Excerpted data:
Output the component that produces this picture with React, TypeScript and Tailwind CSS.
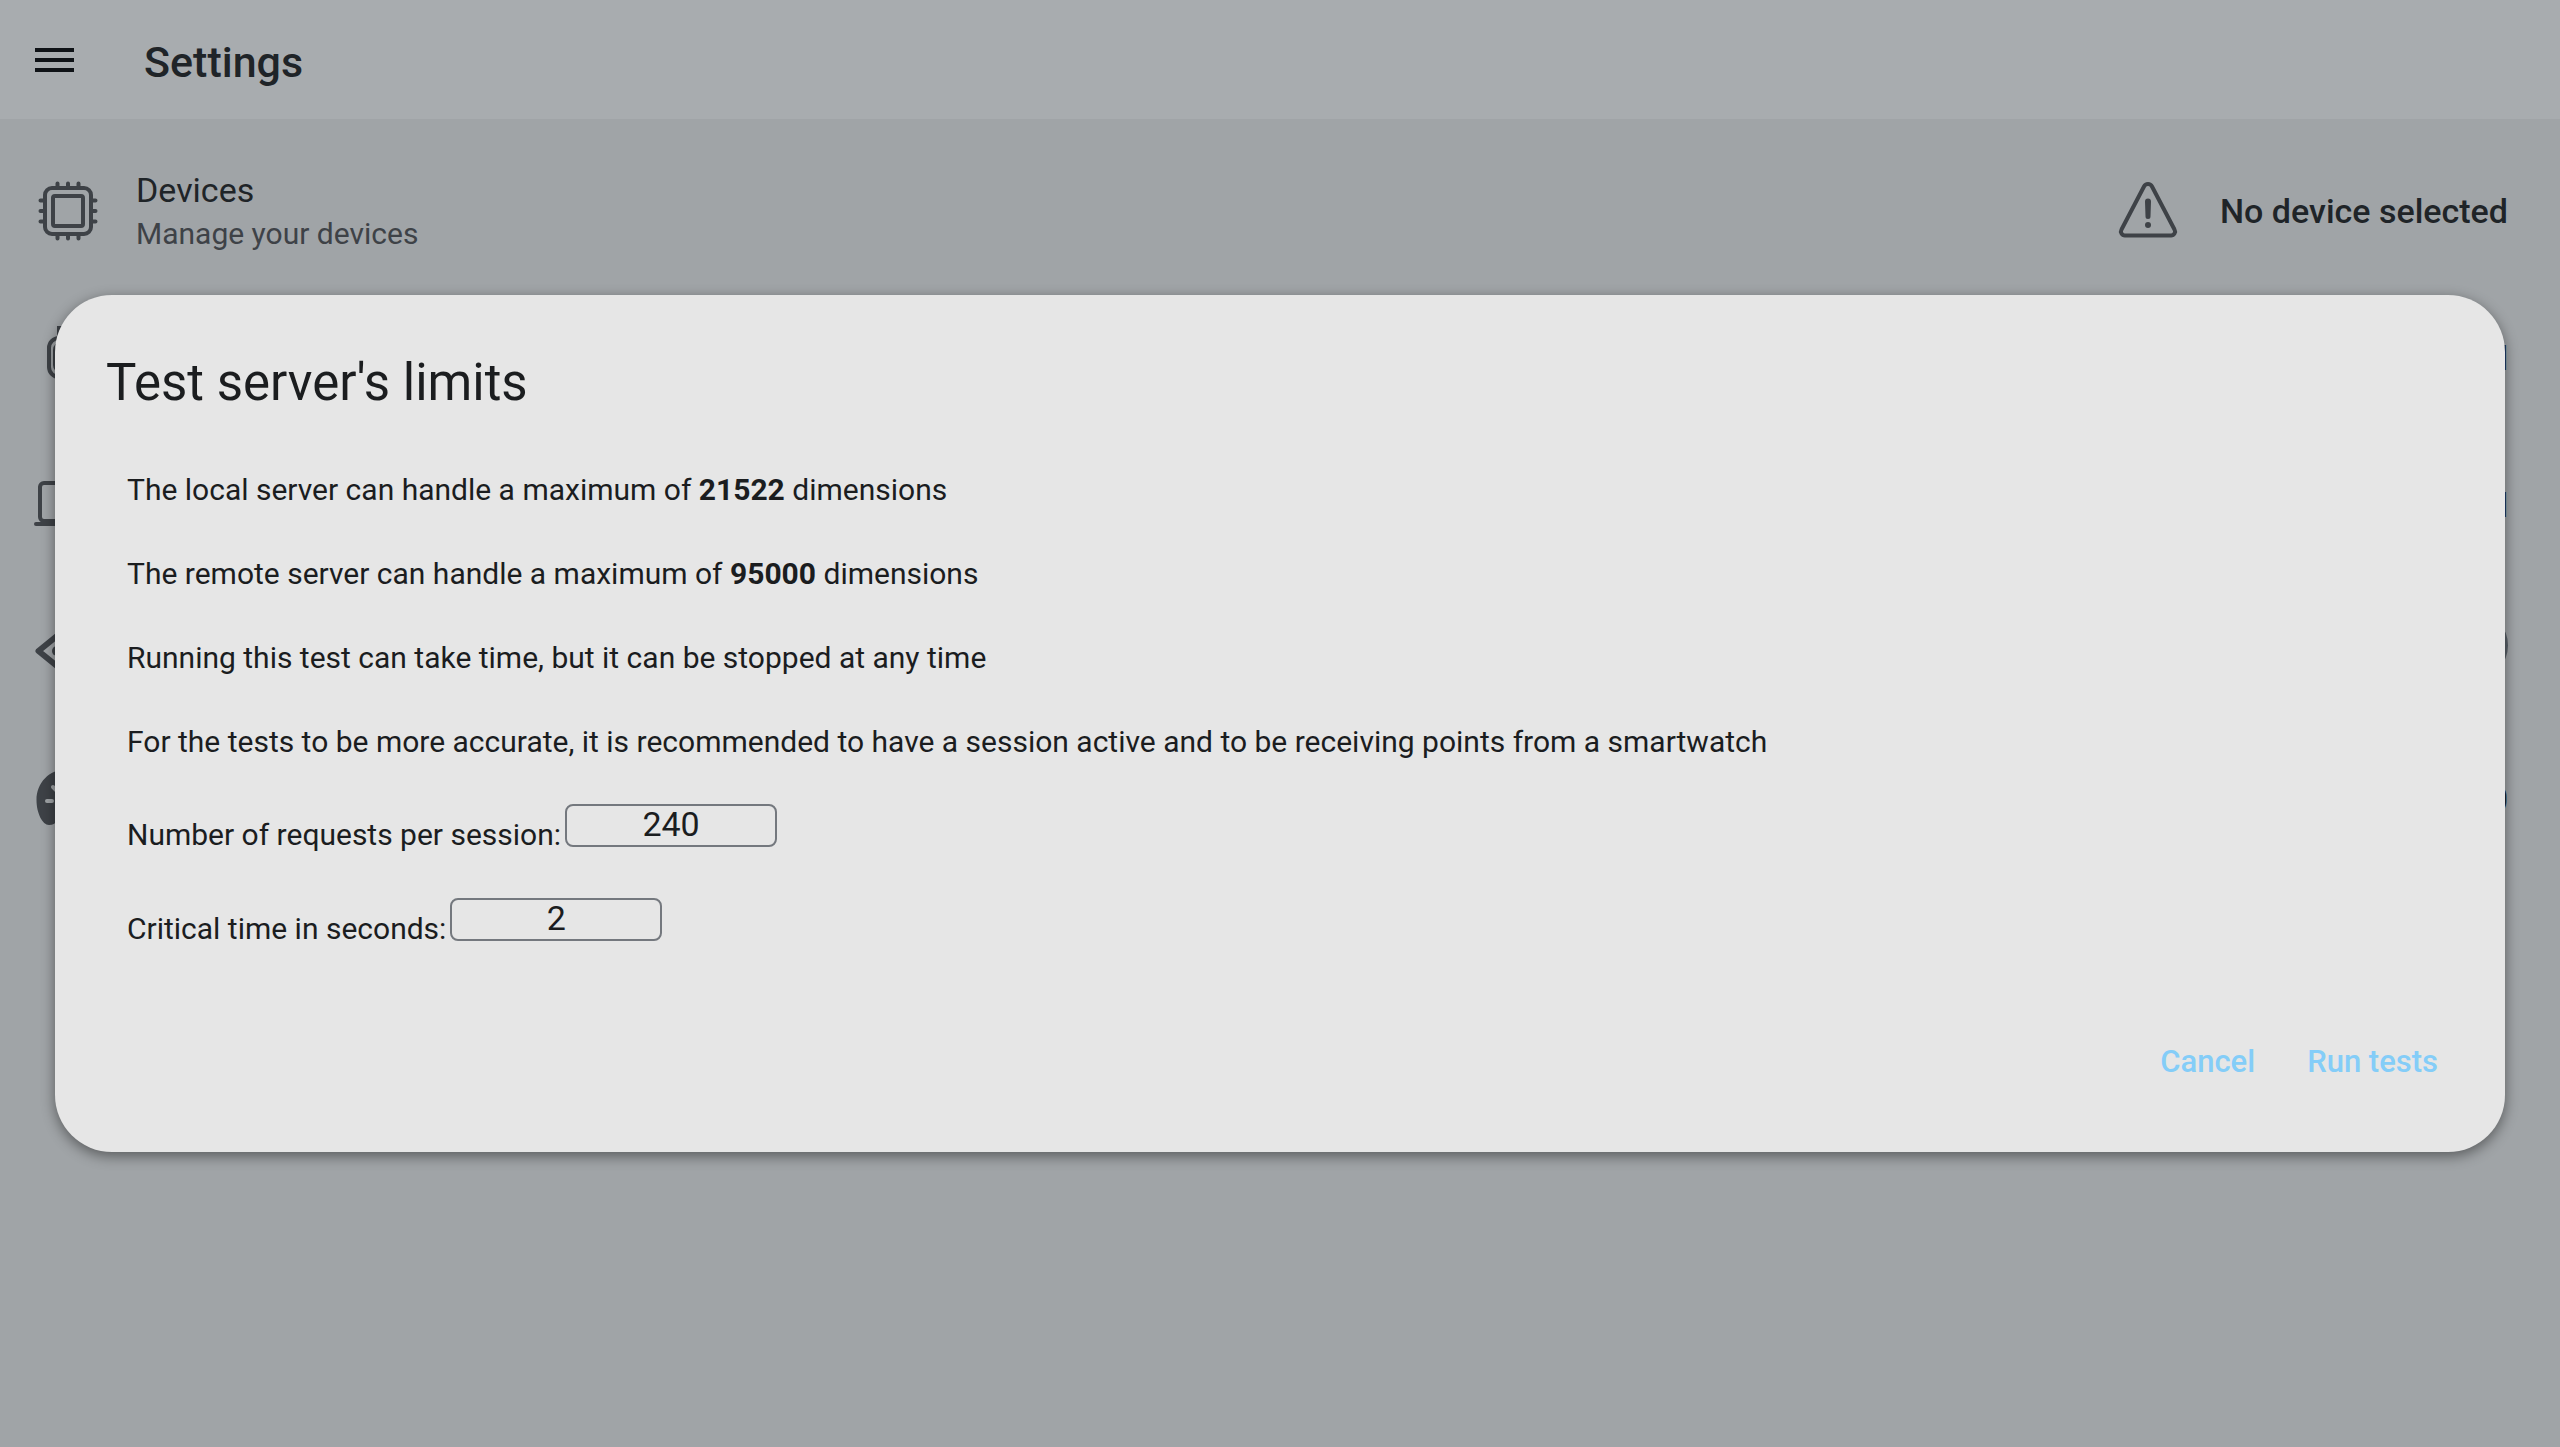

* * *

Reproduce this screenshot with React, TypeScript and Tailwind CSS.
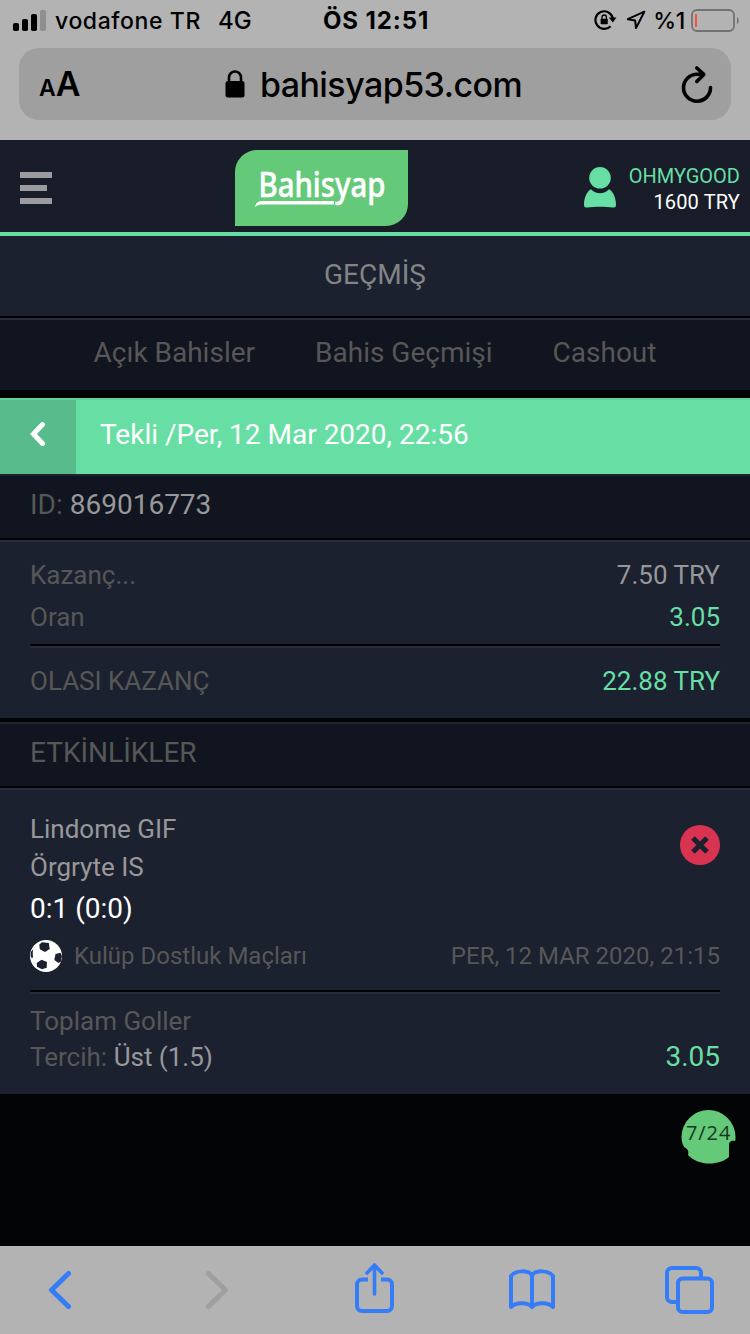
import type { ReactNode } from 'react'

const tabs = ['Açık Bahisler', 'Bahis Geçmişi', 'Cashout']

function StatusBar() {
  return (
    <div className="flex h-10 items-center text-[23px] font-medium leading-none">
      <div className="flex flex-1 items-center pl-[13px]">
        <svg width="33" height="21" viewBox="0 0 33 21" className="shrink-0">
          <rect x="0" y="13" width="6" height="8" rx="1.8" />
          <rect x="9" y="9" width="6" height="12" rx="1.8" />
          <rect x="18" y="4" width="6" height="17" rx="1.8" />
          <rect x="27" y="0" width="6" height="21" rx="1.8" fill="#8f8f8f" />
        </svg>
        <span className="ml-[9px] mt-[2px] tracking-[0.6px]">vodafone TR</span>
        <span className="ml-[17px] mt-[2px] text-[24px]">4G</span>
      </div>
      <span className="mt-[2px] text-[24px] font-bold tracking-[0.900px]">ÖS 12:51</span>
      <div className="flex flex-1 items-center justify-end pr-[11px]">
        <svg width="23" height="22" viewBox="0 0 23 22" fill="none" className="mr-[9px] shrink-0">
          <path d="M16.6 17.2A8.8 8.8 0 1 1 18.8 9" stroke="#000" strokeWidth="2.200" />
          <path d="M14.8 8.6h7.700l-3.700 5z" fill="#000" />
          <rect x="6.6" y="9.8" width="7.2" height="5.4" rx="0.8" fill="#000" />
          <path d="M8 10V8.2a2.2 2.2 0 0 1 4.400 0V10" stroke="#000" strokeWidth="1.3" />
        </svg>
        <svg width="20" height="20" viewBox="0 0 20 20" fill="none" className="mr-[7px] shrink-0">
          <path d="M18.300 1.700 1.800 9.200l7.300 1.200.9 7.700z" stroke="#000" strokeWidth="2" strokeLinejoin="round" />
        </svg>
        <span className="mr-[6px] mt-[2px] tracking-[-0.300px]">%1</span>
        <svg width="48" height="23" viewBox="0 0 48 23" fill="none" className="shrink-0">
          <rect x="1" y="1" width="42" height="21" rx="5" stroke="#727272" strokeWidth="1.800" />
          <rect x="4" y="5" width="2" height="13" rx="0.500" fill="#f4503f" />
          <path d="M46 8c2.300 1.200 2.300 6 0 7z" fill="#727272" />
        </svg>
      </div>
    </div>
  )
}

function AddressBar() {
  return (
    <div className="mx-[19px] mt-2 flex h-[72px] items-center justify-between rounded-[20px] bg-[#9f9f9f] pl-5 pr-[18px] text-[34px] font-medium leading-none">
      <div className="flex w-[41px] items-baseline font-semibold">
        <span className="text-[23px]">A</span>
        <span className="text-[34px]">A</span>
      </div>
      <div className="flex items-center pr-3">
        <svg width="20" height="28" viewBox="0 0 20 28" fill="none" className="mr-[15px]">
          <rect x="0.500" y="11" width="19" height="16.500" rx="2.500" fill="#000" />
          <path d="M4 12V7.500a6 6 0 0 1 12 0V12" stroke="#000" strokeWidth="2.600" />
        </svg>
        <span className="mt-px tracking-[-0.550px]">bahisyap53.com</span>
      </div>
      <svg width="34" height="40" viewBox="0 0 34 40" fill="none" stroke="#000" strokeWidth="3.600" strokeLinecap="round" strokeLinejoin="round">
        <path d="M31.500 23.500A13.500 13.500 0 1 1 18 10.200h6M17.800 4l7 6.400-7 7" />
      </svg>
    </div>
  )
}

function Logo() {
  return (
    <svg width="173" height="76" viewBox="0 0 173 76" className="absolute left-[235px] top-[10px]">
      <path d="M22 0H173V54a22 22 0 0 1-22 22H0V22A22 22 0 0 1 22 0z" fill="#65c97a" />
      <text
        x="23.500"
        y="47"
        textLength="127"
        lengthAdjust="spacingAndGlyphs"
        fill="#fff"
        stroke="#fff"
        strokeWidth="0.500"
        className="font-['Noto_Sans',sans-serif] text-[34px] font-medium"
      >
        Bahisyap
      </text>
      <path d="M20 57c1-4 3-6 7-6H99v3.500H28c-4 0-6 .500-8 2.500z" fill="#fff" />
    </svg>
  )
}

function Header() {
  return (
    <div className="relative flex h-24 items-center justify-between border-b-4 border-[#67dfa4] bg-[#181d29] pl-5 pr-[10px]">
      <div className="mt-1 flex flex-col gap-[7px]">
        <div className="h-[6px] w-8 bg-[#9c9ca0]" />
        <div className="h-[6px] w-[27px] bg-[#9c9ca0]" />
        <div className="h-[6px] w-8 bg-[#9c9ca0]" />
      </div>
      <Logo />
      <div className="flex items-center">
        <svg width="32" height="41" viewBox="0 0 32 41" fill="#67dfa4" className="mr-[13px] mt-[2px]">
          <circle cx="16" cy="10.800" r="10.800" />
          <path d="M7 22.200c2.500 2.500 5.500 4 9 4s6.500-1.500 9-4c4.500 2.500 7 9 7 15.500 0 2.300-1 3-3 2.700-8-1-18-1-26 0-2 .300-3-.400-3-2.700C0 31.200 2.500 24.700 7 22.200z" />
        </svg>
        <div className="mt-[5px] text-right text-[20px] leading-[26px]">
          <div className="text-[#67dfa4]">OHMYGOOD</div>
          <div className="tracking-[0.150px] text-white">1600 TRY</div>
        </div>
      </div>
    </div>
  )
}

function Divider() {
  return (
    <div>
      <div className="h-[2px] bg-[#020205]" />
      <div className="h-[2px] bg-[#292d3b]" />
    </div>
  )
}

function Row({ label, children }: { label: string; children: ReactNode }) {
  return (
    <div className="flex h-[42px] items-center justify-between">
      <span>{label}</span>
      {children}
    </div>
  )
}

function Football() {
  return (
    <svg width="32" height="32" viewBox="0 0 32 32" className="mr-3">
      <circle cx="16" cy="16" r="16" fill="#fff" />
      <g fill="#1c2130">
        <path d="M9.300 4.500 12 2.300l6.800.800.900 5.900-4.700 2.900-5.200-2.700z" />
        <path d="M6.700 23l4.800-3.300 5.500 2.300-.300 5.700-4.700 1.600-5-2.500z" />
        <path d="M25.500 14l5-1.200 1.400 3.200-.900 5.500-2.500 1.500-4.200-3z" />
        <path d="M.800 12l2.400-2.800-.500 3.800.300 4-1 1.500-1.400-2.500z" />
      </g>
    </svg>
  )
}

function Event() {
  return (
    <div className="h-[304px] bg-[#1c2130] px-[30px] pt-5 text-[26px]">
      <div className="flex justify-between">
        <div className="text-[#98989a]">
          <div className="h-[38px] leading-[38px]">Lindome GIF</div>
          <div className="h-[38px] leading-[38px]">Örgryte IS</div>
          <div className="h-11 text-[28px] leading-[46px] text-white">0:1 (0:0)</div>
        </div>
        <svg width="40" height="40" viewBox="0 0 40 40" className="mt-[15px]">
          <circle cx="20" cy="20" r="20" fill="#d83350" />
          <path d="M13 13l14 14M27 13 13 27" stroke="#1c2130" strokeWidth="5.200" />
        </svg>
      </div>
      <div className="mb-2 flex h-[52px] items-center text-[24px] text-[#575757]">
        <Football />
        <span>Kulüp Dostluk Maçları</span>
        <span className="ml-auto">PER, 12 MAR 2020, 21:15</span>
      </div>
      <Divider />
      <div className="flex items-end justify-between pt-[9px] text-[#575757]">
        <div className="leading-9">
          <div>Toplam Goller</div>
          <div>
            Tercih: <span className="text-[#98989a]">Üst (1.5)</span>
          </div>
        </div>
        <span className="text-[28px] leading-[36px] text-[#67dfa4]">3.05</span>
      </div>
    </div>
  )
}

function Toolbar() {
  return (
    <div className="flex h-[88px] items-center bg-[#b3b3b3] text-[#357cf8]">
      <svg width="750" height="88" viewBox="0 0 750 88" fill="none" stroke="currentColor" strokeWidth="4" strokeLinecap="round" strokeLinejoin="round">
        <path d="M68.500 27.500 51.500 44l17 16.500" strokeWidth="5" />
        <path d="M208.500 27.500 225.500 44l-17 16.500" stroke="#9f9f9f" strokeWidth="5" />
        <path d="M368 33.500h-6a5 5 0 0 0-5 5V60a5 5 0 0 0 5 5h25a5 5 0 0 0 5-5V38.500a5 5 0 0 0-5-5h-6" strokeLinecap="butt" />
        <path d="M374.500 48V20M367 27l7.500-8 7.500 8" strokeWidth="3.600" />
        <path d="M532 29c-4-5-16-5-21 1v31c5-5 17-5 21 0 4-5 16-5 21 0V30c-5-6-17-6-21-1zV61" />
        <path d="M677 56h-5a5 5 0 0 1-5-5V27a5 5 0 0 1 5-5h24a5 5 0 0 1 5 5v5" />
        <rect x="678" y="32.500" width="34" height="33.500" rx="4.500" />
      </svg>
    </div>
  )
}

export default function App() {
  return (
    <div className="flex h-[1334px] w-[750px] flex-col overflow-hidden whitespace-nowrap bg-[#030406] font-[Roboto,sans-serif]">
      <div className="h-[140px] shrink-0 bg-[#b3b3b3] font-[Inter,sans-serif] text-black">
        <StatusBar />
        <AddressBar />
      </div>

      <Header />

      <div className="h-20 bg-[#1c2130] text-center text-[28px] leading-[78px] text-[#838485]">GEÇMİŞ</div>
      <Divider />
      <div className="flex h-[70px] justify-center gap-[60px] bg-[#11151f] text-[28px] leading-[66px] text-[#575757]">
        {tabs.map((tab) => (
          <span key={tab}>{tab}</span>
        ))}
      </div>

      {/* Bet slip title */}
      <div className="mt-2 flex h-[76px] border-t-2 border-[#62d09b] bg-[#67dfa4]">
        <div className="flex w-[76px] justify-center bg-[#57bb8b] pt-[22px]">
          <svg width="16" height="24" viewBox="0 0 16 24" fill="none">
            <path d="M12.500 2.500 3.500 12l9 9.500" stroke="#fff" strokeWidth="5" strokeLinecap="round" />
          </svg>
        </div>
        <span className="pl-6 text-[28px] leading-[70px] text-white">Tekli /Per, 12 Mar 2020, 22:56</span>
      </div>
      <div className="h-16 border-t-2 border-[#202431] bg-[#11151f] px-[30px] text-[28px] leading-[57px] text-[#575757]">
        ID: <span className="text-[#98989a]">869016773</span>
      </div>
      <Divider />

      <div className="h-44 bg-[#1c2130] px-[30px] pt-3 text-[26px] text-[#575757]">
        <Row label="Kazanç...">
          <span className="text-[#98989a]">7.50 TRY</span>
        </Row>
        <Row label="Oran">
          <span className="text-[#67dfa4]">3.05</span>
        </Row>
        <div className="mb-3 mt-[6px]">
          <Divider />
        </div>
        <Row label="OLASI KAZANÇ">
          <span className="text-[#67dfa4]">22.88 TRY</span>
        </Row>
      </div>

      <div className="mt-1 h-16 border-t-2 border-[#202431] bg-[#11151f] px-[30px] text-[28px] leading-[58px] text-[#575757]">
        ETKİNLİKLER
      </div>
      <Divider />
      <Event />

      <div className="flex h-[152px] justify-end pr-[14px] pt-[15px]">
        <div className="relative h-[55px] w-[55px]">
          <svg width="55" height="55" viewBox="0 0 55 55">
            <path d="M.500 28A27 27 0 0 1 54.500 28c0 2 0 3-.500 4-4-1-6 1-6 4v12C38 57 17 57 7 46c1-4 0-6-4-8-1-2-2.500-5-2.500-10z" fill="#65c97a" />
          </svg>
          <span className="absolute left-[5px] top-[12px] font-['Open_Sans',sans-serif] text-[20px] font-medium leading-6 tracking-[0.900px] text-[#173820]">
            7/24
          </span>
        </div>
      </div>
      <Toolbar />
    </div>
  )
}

Exercise instructions: Both the line containing "Reproduce this screenshot" and the line containing "const tabs = ['Açık" belong in the copy, along with every line between them. Reproduce that stretch exactly, without the pictures.

Solved exercise:
Reproduce this screenshot with React, TypeScript and Tailwind CSS.
import type { ReactNode } from 'react'

const tabs = ['Açık Bahisler', 'Bahis Geçmişi', 'Cashout']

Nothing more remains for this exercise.